The reason that the pH rises as hydrogen ions are lost is that pH is basically a measure of hydrogen ion concentration.

It’s a counterintuitive relationship where the lower the hydrogen ion concentration, the higher the pH and the higher the hydrogen ion concentration, the lower the pH.

 

[JoyfulNoise]

If one uses acidic forms of chlorine (trichlor & dichlor) and fill water is low in TA and/or one gets sufficient rainfall, then running at a higher TA makes sense because you can easily deplete the primary buffer in your pool water. I don’t know that there’s much more money to be made on acid & baking soda sales above and beyond the sale of regular pool store potions, but it certainly doesn’t hurt to sell “alkalinity increases” at 4X the price of grocery store baking soda

pH is nothing more than a measure of all the alkaline and acidic species in pool water as well as their chemical interactions. The devil, as always, is in the details....

 

[JoyfulNoise]

It seems sinister, but it’s probably mostly ignorance on the part of employees. The industry does not seem to understand the basic principles.

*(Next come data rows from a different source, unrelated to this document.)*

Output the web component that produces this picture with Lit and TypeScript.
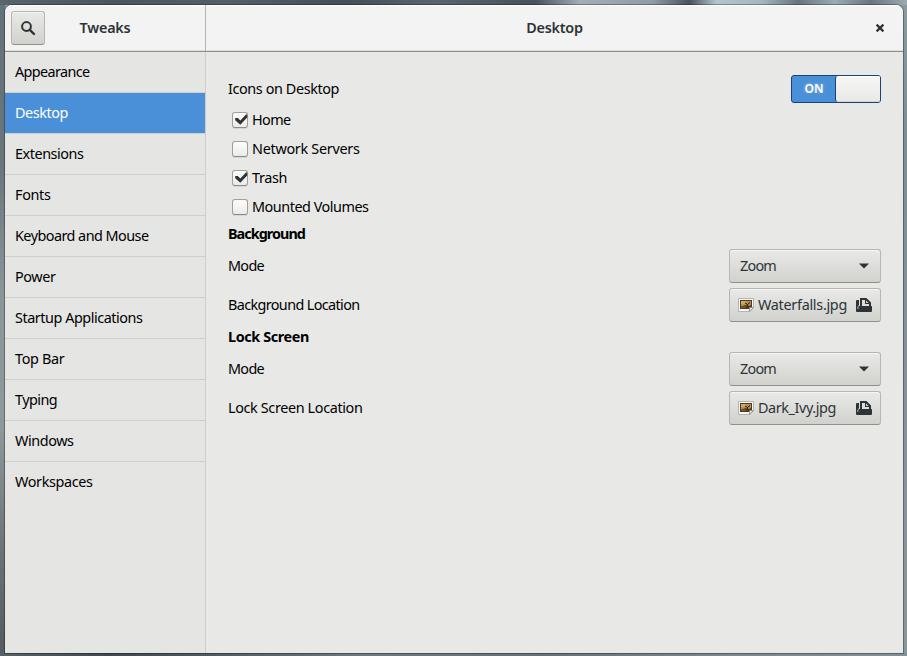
import { LitElement, html, css, svg, nothing } from "lit";
import { customElement, property } from "lit/decorators.js";

/** A single-line label whose tracking is adjusted so it spans `span` pixels. */
@customElement("fit-label")
class FitLabel extends LitElement {
  @property() text = "";
  @property({ type: Number }) span = 0;

  static styles = css`
    :host { display: inline-block; white-space: nowrap; }
    .text { display: inline-block; }
  `;

  firstUpdated() {
    const el = this.renderRoot.querySelector(".text") as HTMLElement;
    const natural = el.getBoundingClientRect().width;
    el.style.letterSpacing = (this.span - natural) / this.text.length + "px";
  }

  render() {
    return html`<span class="text">${this.text}</span>`;
  }
}

const label = (text: string, span: number) =>
  html`<fit-label .text=${text} .span=${span}></fit-label>`;

const pages: [string, number][] = [
  ["Appearance", 74.5], ["Desktop", 53], ["Extensions", 68.5], ["Fonts", 35.5],
  ["Keyboard and Mouse", 133.5], ["Power", 40.5], ["Startup Applications", 127.5],
  ["Top Bar", 49.5], ["Typing", 42], ["Windows", 58.5], ["Workspaces", 77.5],
];

const icons: [string, number, boolean][] = [
  ["Home", 38.5, true], ["Network Servers", 107.5, false],
  ["Trash", 35, true], ["Mounted Volumes", 116.5, false],
];

const searchIcon = svg`<svg class="icon" width="16" height="16" viewBox="0 0 16 16">
  <circle cx="6.5" cy="6.5" r="4.4" fill="none" stroke="#2e3436" stroke-width="2"/>
  <path d="M9.8 9.8 L14 14" stroke="#2e3436" stroke-width="2.4" stroke-linecap="round"/></svg>`;

const tick = svg`<svg class="tick" width="16" height="16" viewBox="0 0 16 16">
  <path d="M3.2 6 L5.8 6 L8.3 8.6 L14 2.5 L15.2 2.5 L15.2 5.6 L8.3 12.8 L3.2 8.2Z" fill="#2e3436"/></svg>`;

const imageIcon = svg`<svg class="icon" width="16" height="16" viewBox="0 0 16 16">
  <path d="M.5 1.5 H15.5 V11 L11.5 14.5 H.5Z" fill="#f7f7f5" stroke="#b4b5b0"/>
  <rect x="2" y="3" width="12" height="9" fill="#4a3a24"/>
  <path d="M3 4 H13 V8 L10 9.5 L8 8 L3 9.5Z" fill="#b98f4d"/>
  <path d="M3 4 H8 L7 7 H3Z" fill="#d3a85c"/>
  <path d="M3 9.5 H8 V11 H3Z" fill="#7b592c"/>
  <path d="M7 6 L9.5 7.5 L12 5.5 M9.5 7.5 L10 10" stroke="#20180f" fill="none"/>
  <path d="M15.5 10.5 H11.5 V14.5Z" fill="#e6e6e2" stroke="#8c8d88" stroke-width=".8"/></svg>`;

const openIcon = svg`<svg class="icon" width="16" height="16" viewBox="0 0 16 16">
  <path d="M0 4 Q0 3 1 3 H3 V8 L1.5 10 V13 H0Z" fill="#2e3436"/>
  <path d="M5 9 V2 H10 L14 6 V9" fill="none" stroke="#2e3436" stroke-width="2"/>
  <path d="M9 2 H10.5 L14 5.5 V7 H9Z" fill="#2e3436"/>
  <path d="M10 3.5 V6 H12.5Z" fill="#dcdcda"/>
  <path d="M3.5 9 H15.5 Q16 9 16 9.6 V14 Q16 15 15 15 H1 Q0 15 0 14 V12 H2.3 V10 Q2.3 9 3.5 9Z" fill="#2e3436"/></svg>`;

@customElement("app-root")
class AppRoot extends LitElement {
  static styles = css`
    * { box-sizing: border-box; }
    :host {
      display: block; width: 907px; height: 656px; padding: 5px 4px 3px 5px; box-sizing: border-box; overflow: hidden;
      font: 14.4px/20px "Noto Sans", "Open Sans", sans-serif; color: #000;
      background:
        linear-gradient(90deg, #58656a 0, #4a565b 13%, #536065 25%, #425056 38%, #58656a 48%, #48545a 58%, #46535a 59%, #a2b0b5 64%, #8e9da3 72%, #47555b 76%, #b3c5ca 79%, #a5b7bb 84%, #66757a 88%, #9badb2 92%, #68777d 96%, #9aabb1 100%) 0 0 / 100% 5px no-repeat,
        linear-gradient(90deg, #596267 0, #43484c 12%, #555e62 25%, #6f7a7d 40%, #677276 60%, #7c888b 80%, #829195 100%) 0 100% / 100% 3px no-repeat,
        linear-gradient(#64727a 0, #69767b 25%, #8b9699 45%, #8e999c 65%, #6c7376 84%, #555c61 100%) 0 0 / 5px 100% no-repeat,
        linear-gradient(#8a9ba2, #7d8e95 20%, #84939b 60%, #87979a);
    }
    .window {
      height: 648px; display: flex; flex-direction: column; overflow: hidden;
      border-radius: 7px 7px 0 0; background: #e8e8e6; box-shadow: 0 0 0 1px rgba(0, 0, 0, .3);
    }
    .header {
      height: 47px; flex: none; display: flex; color: #2e3436; font-weight: 600;
      background: #f3f3f3; border-bottom: 1px solid #8f8f89;
      box-shadow: inset 0 1px #fff, inset 0 -1px #dededb;
    }
    .header-left { width: 201px; padding: 6px; display: flex; border-right: 1px solid #b6b6b3; }
    .header-right { flex: 1; display: flex; align-items: center; padding: 0 18px 1px 28px; }
    .title { flex: 1; text-align: center; }
    .header-left .title { padding: 7px 34px 0 0; }
    .close { display: block; }
    .button {
      border: 1px solid #b6b6b3; border-bottom-color: #91918c; border-radius: 3px;
      background: linear-gradient(#e9e9e7, #d1d1ce); box-shadow: inset 0 1px #f5f5f4;
      display: flex; align-items: center; color: #2e3436;
    }
    .search { width: 34px; height: 34px; justify-content: center; }
    .icon { display: block; flex: none; }
    .body { flex: 1; display: flex; }
    .sidebar { width: 201px; background: #e5e5e3; border-right: 1px solid #cdcdca; }
    .page { height: 41px; padding: 10px 10px 0; border-bottom: 1px solid #cfcfcd; }
    .page:last-child { border-bottom: 0; }
    .page.active { background: #4a90d9; background-clip: padding-box; color: #fff; }
    .content { flex: 1; padding: 17px 22px 0; }
    .row { display: flex; align-items: center; justify-content: space-between; height: 39px; }
    .row.first { height: 40px; }
    .option { height: 29px; display: flex; align-items: center; gap: 4px; padding-left: 4px; }
    .options { height: 116px; margin-top: -4px; }
    .check {
      position: relative; width: 16px; height: 16px; border: 1px solid #a0a09b; border-bottom-color: #8c8c87;
      border-radius: 3px; background: linear-gradient(#fcfcfc, #ebebe9); box-shadow: 0 1px rgba(0, 0, 0, .08);
    }
    .tick { position: absolute; left: -1px; top: -1px; }
    .heading { height: 25px; line-height: 25px; font-weight: 700; }
    .switch {
      width: 90px; height: 28px; display: flex; border: 1px solid #184472; border-radius: 3px;
      background: #4a90d9; color: #fff; font: 600 12px/26px "Noto Sans", sans-serif; text-align: center;
    }
    .on { flex: 1; padding-left: 1px; text-shadow: 0 0 3px rgba(255, 255, 255, .5), 0 1px 1px rgba(0, 0, 0, .2); }
    .knob {
      width: 45px; border-left: 1px solid #184472; border-radius: 3px 2px 2px 3px;
      background: linear-gradient(#f6f6f5, #e8e8e6); box-shadow: inset 0 1px #fff, inset 0 -1px #d4d4d1;
    }
    .combo { width: 152px; height: 34px; padding: 0 11px 0 10px; justify-content: space-between; }
    .file { width: 152px; height: 34px; padding: 0 8px 0 8px; gap: 4px; }
    .name { flex: 1; }
    .background { height: 78px; }
  `;

  private select() {
    return html`<div class="button combo">${label("Zoom", 36)}
      <svg class="icon" width="10" height="6" viewBox="0 0 10 6"><path d="M0 .5 H10 L5 5.5Z" fill="#2e3436"/></svg></div>`;
  }

  private file(name: string, span: number) {
    return html`<div class="button file">${imageIcon}<span class="name">${label(name, span)}</span>${openIcon}</div>`;
  }

  render() {
    return html`<div class="window">
      <div class="header">
        <div class="header-left">
          <div class="button search">${searchIcon}</div>
          <div class="title">${label("Tweaks", 51)}</div>
        </div>
        <div class="header-right">
          <div class="title">${label("Desktop", 56.5)}</div>
          <svg class="close" width="10" height="10" viewBox="0 0 10 10">
            <path d="M1.6 1.6 L8.4 8.4 M8.4 1.6 L1.6 8.4" stroke="#2e3436" stroke-width="2.2"/></svg>
        </div>
      </div>
      <div class="body">
        <div class="sidebar">
          ${pages.map(([t, w]) => html`<div class="page ${t === "Desktop" ? "active" : ""}">${label(t, w)}</div>`)}
        </div>
        <div class="content">
          <div class="row first">${label("Icons on Desktop", 111)}
            <div class="switch"><span class="on">ON</span><span class="knob"></span></div>
          </div>
          <div class="options">
            ${icons.map(([t, w, on]) => html`<div class="option"><span class="check">${on ? tick : nothing}</span>${label(t, w)}</div>`)}
          </div>
          <div class="heading">${label("Background", 77)}</div>
          <div class="background">
            <div class="row">${label("Mode", 36)}${this.select()}</div>
            <div class="row">${label("Background Location", 131.5)}${this.file("Waterfalls.jpg", 89)}</div>
          </div>
          <div class="heading">${label("Lock Screen", 81)}</div>
          <div class="row">${label("Mode", 36)}${this.select()}</div>
          <div class="row">${label("Lock Screen Location", 134.5)}${this.file("Dark_Ivy.jpg", 78)}</div>
        </div>
      </div>
    </div>`;
  }
}
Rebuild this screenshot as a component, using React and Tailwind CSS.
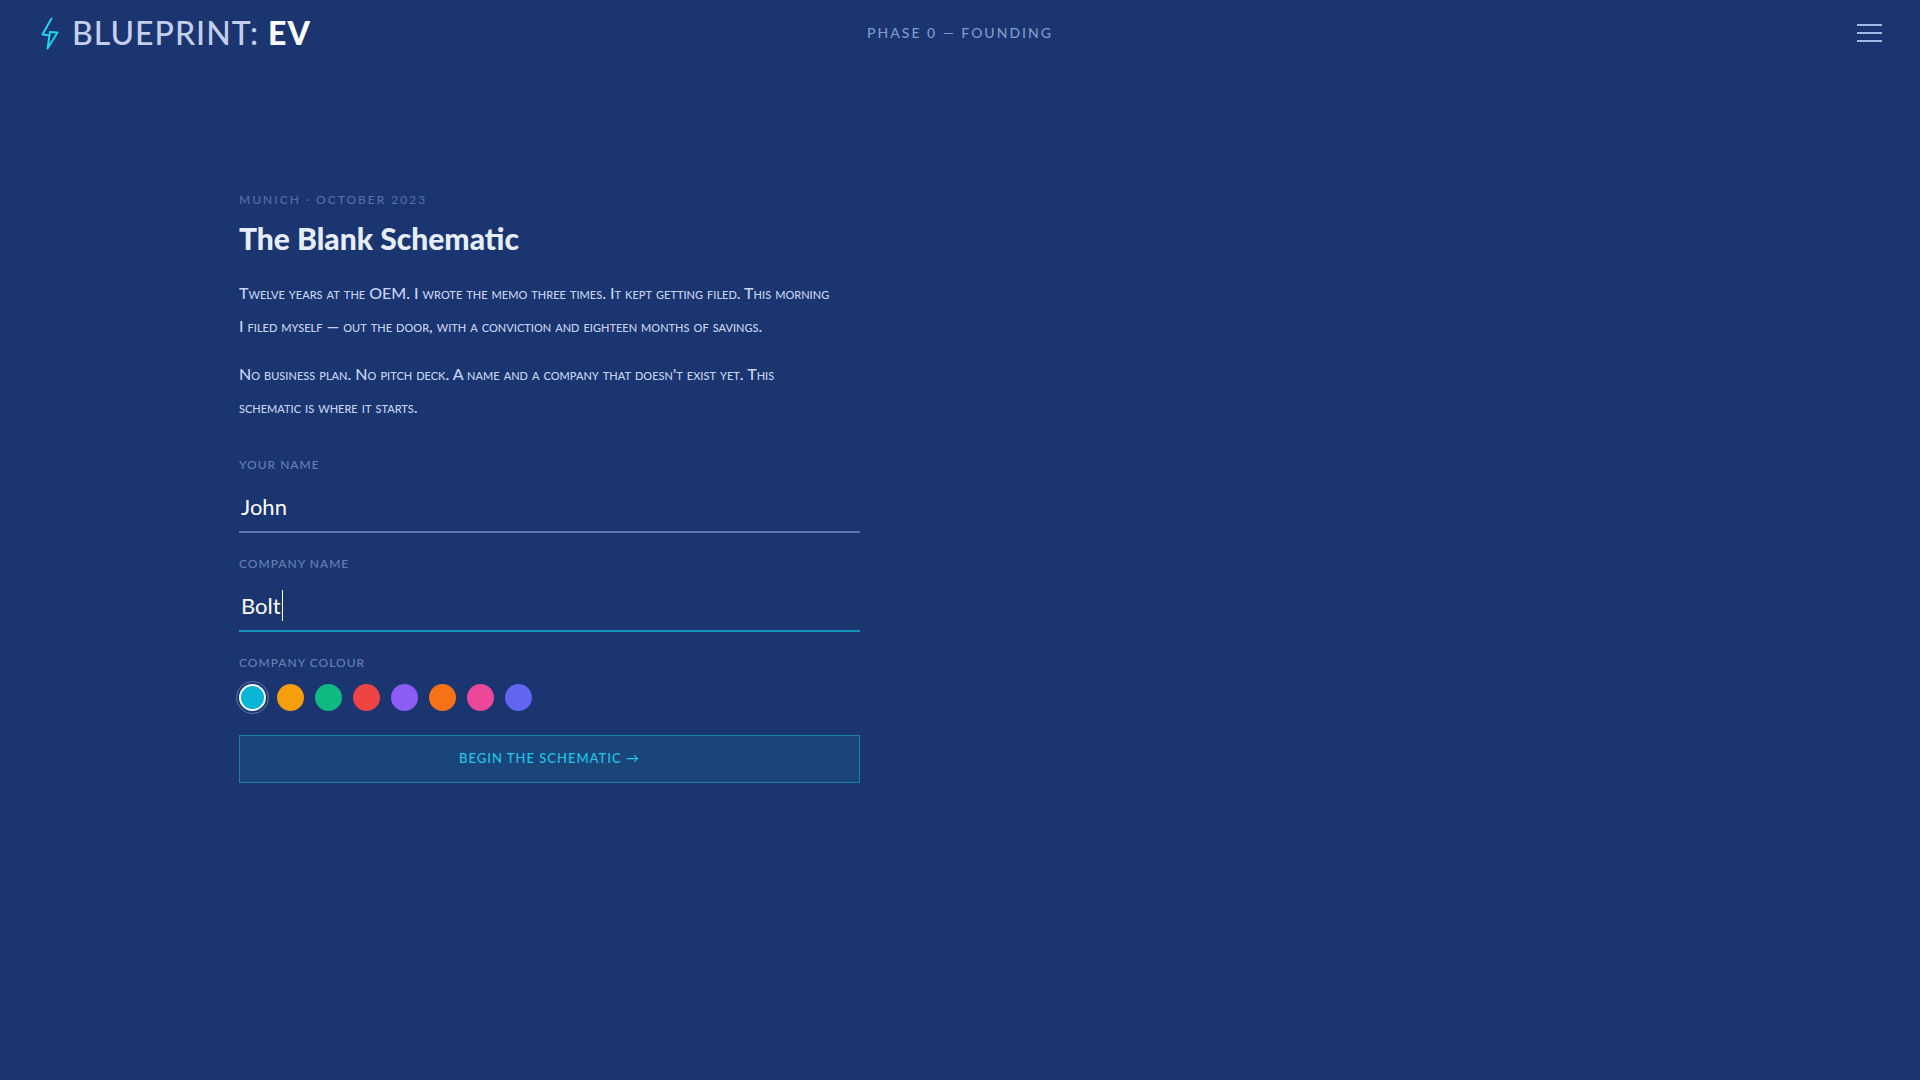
import { useState } from "react";

const COLOURS = [
  { name: "Cyan", bg: "bg-[#06b6d4]" },
  { name: "Amber", bg: "bg-[#f59e0b]" },
  { name: "Emerald", bg: "bg-[#10b981]" },
  { name: "Red", bg: "bg-[#ef4444]" },
  { name: "Violet", bg: "bg-[#8b5cf6]" },
  { name: "Orange", bg: "bg-[#f97316]" },
  { name: "Pink", bg: "bg-[#ec4899]" },
  { name: "Indigo", bg: "bg-[#6366f1]" },
];

const labelClass =
  "block font-['Lato',sans-serif] text-xs leading-5 font-medium tracking-[1px] uppercase text-[#6580b4]";

const inputClass =
  "block w-full h-[54px] px-0.5 pt-0.5 bg-transparent outline-none border-b-2 font-['Lato',sans-serif] text-[22px] text-white";

const Header = () => {
  return (
    <header className="grid grid-cols-[1fr_auto_1fr] items-center h-[66px] px-[38px]">
      {/* LOGO */}
      <a href="#" className="flex items-center gap-3">
        <svg
          className="w-[22px] h-[34px]"
          viewBox="0 0 22 34"
          fill="none"
          stroke="#22d3ee"
          strokeWidth="2"
          strokeLinejoin="round"
          strokeLinecap="round"
        >
          <path d="M13.500 2.500 L4.500 18.500 L11.500 19.500 L9.500 32.500 L19.500 16.500 L12 16 L11.500 19.500" />
        </svg>
        <span className="font-['Lato',sans-serif] text-[32px] leading-10 font-medium tracking-[1px] text-[#c3cfec]">
          BLUEPRINT: <strong className="font-black text-white">EV</strong>
        </span>
      </a>

      {/* PHASE */}
      <p className="font-['Lato',sans-serif] text-sm leading-6 font-medium tracking-[2px] uppercase text-[#7f9acb]">
        Phase 0 — Founding
      </p>

      {/* MENU */}
      <button
        type="button"
        aria-label="Menu"
        className="justify-self-end flex flex-col gap-1.5 cursor-pointer"
      >
        <span className="w-[25px] h-0.5 bg-[#9fb9e8]" />
        <span className="w-[25px] h-0.5 bg-[#9fb9e8]" />
        <span className="w-[25px] h-0.5 bg-[#9fb9e8]" />
      </button>
    </header>
  );
};

const FoundingForm = () => {
  const [name, setName] = useState("John");
  const [company, setCompany] = useState("Bolt");
  const [colour, setColour] = useState("Cyan");

  return (
    <form
      className="w-full max-w-[621px]"
      onSubmit={(e) => e.preventDefault()}
    >
      {/* YOUR NAME */}
      <label htmlFor="founder" className={labelClass}>
        Your name
      </label>
      <input
        id="founder"
        value={name}
        onChange={(e) => setName(e.target.value)}
        className={`${inputClass} mt-1 border-[#5c76b2]`}
      />

      {/* COMPANY NAME */}
      <label htmlFor="company" className={`${labelClass} mt-[21px]`}>
        Company name
      </label>
      <div className="relative mt-1">
        <input
          id="company"
          value={company}
          onChange={(e) => setCompany(e.target.value)}
          className={`${inputClass} border-[#1593b8] caret-transparent`}
        />
        {/* text cursor */}
        <span className="absolute left-[43px] top-3 w-px h-[31px] bg-white" />
      </div>

      {/* COMPANY COLOUR */}
      <fieldset className="mt-[21px]">
        <legend className={labelClass}>Company colour</legend>
        <div className="flex gap-[11px] mt-[11px]">
          {COLOURS.map((item) => (
            <input
              key={item.name}
              type="radio"
              name="colour"
              aria-label={item.name}
              checked={colour === item.name}
              onChange={() => setColour(item.name)}
              className={`appearance-none w-[27px] h-[27px] rounded-full cursor-pointer checked:border-2 checked:border-white checked:outline checked:outline-offset-2 checked:outline-[#6078b0] ${item.bg}`}
            />
          ))}
        </div>
      </fieldset>

      {/* SUBMIT */}
      <button
        type="submit"
        className="w-full h-12 mt-6 border border-[#1c7ea8] bg-[#19457b] font-['Lato',sans-serif] text-[13px] font-medium tracking-[1px] uppercase text-[#22c5e3] cursor-pointer"
      >
        Begin the schematic →
      </button>
    </form>
  );
};

export default function App() {
  return (
    <div className="min-h-screen bg-[#1b3570]">
      <Header />

      <main className="mx-auto w-full max-w-[1442px] pt-[124px] pb-16">
        <p className="font-['Lato',sans-serif] text-xs leading-5 font-medium tracking-[2px] uppercase text-[#5570a8]">
          Munich · October 2023
        </p>
        <h1 className="mt-2 font-['Lato',sans-serif] text-[30px] leading-10 font-black text-[#e6eefc]">
          The Blank Schematic
        </h1>

        {/* STORY */}
        <div className="w-full max-w-[621px] mt-[18px] mb-8 space-y-[15px] font-['Lato',sans-serif] text-base leading-[33px] font-medium [font-variant-caps:small-caps] text-[#c6d4f2]">
          <p>
            Twelve years at the OEM. I wrote the memo three times. It kept
            getting filed. This morning
            <br />I filed myself — out the door, with a conviction and eighteen
            months of savings.
          </p>
          <p>
            No business plan. No pitch deck. A name and a company that doesn't
            exist yet. This
            <br />
            schematic is where it starts.
          </p>
        </div>

        <FoundingForm />
      </main>
    </div>
  );
}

The reason that the pH rises as hydrogen ions are lost is that pH is basically a measure of hydrogen ion concentration.

It’s a counterintuitive relationship where the lower the hydrogen ion concentration, the higher the pH and the higher the hydrogen ion concentration, the lower the pH.

Yeah, those pesky negative logarithms...just mathematicians always discovering new ways how to make the number line more complicated....

Q: Why did the chicken cross the road?

A: The answer is trivial and is left as an exercise for the reader.

 

[tomfrh]

To go back to the original question - I understand it now. The chart is helpful. Thank you all.